Вышеупомянутый контрольный перечень для евро равноценен ситуации, когда жених целуется с одной из подружек невесты прямо накануне свадьбы. Не слишком хороший сигнал для предстоящего бракосочетания. На момент введения евро даже убежденные оптимисты высказывали предположение, что новая валюта — это нечто вроде брака по договоренности. На первых порах дела, возможно, будут идти неидеально, но со временем партнеры притрутся друг к другу и все наладится.

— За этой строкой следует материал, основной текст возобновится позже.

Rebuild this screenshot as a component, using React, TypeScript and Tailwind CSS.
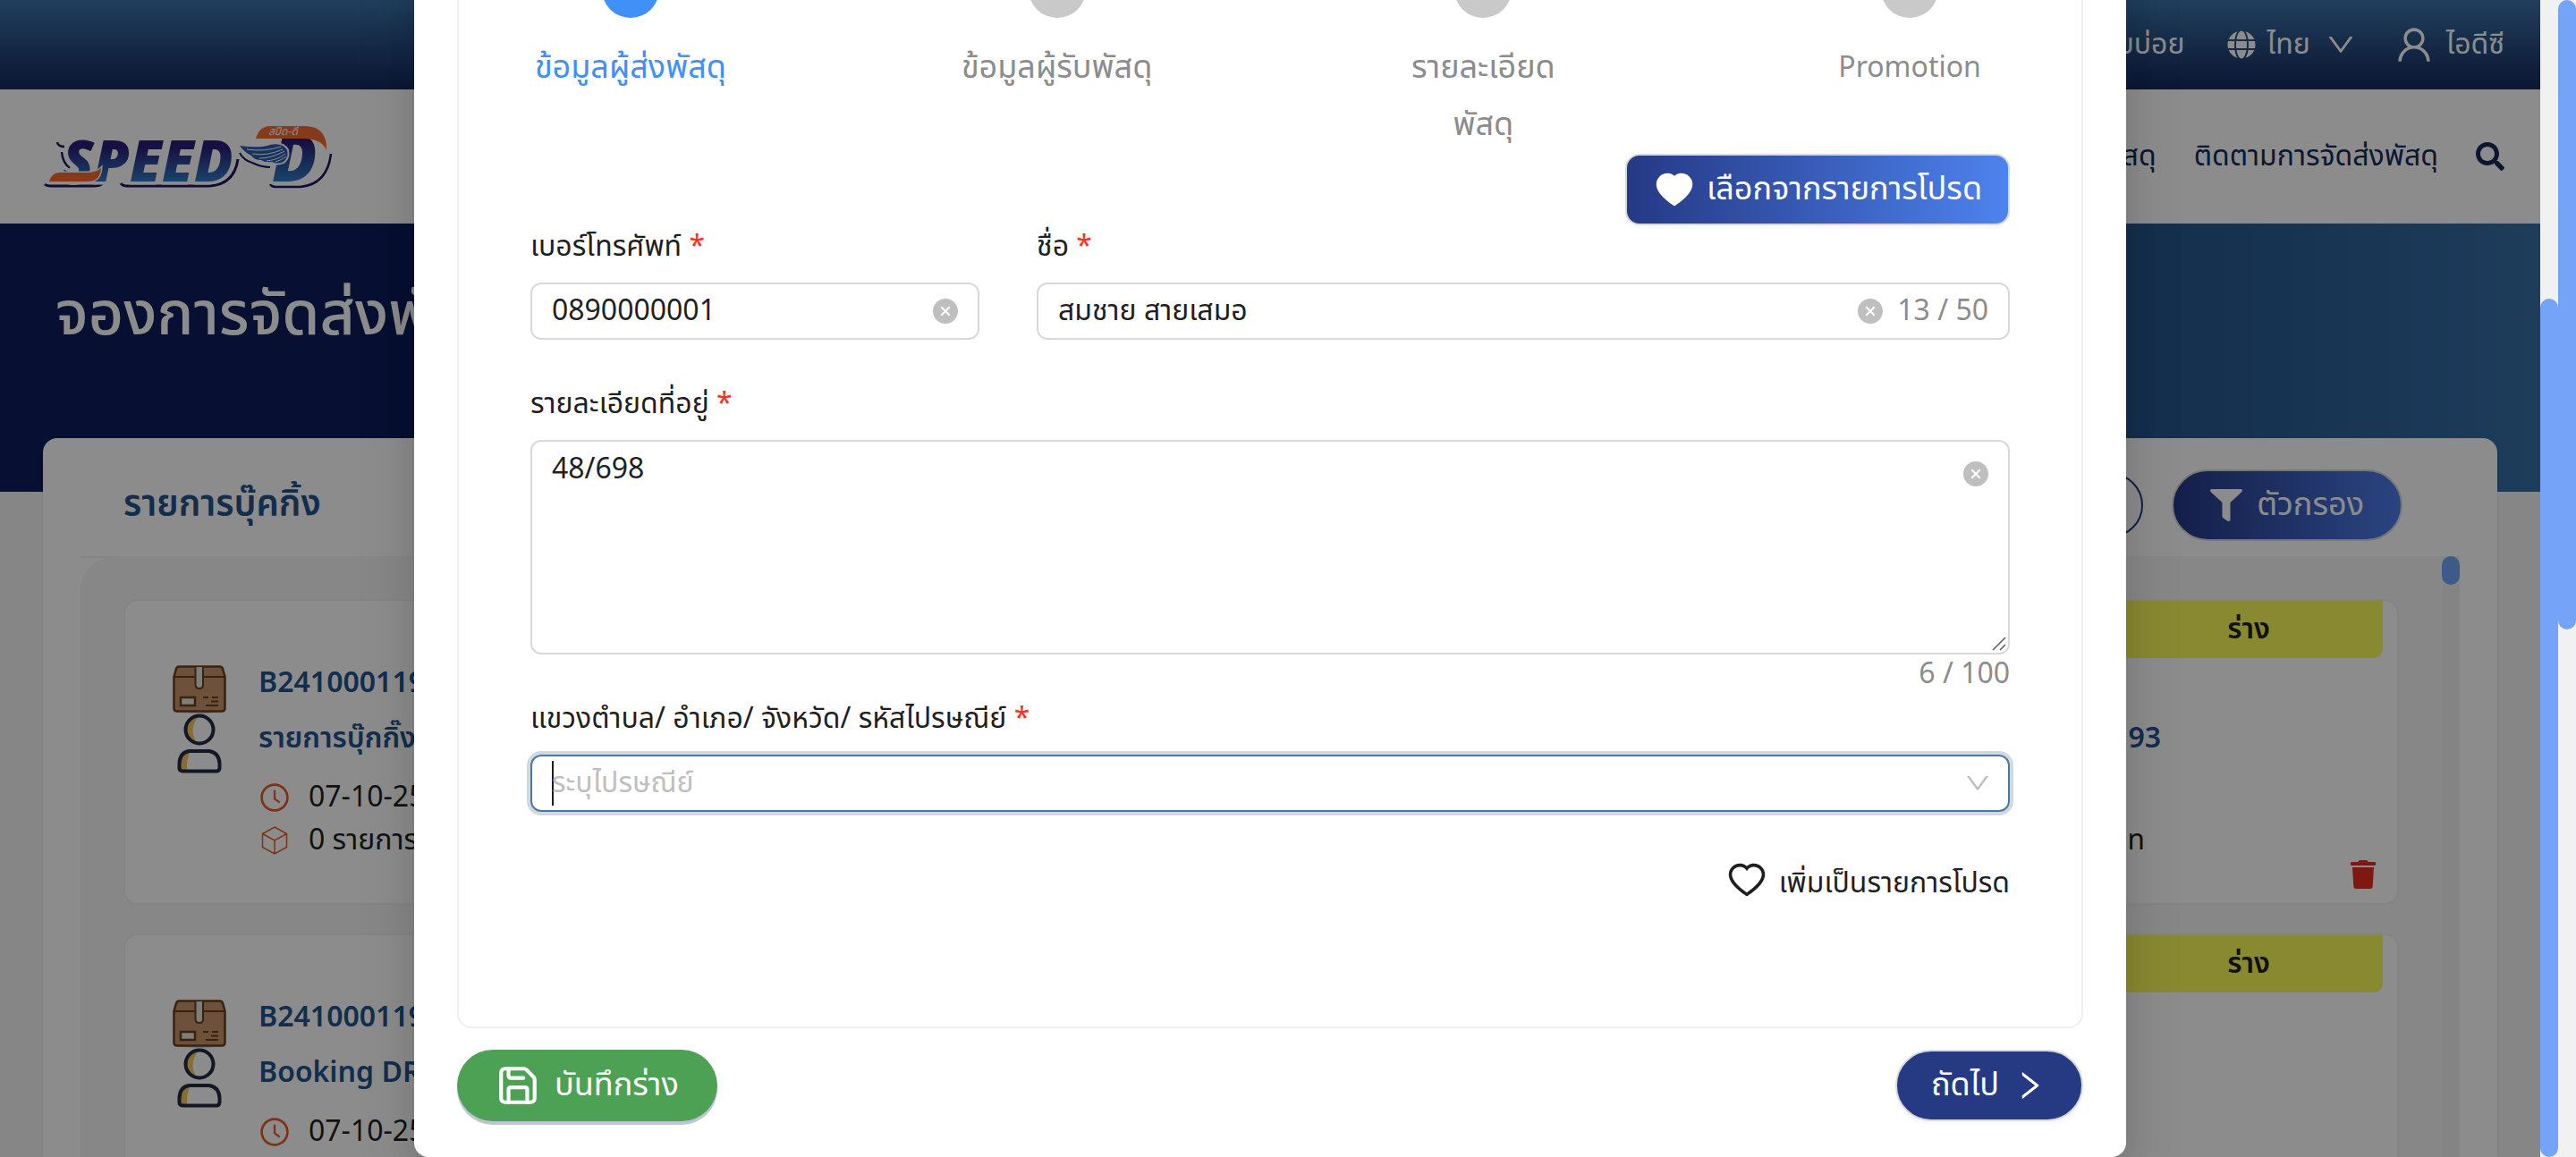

Многие наблюдатели предрекали экономическое сближение наций в границах всего континента — по мере того как относительно бедные южные страны еврозоны будут нагонять более богатые северные. И эти ожидания никак не назовешь необоснованными. После окончания Гражданской войны американский Юг был беднейшим регионом страны, но в течение следующих ста лет он рос быстрее остальной части США, стабильно догонял Север и органично с ним объединялся
[464]. Страны вроде Греции и Италии, присоединившись к еврозоне, получили возможность дешевле заимствовать средства, поскольку глобальные инвесторы могли больше не опасаться, что стоимость облигаций снизится из-за ослабления их национальных валют. Да и ответственное отношение Германии к вопросам фискальной и монетарной политики должно было повлиять на менее ответственных соседей. В качестве необходимого условия для вступления в еврозону страны-участницы должны были соответствовать определенным «критериям сближения», касающимся ограничений по инфляции, дефициту бюджета и долгосрочным процентным ставкам
[465]. Это напоминает ситуацию, когда умные и старательные студенты, делящие комнату в общежитии с лодырями и бездельниками, подтягивают их! Здесь следует отметить, что Греция с самого начала считалась таким бездельником: страна не соответствовала критериям допуска в еврозону, но все равно была в нее принята.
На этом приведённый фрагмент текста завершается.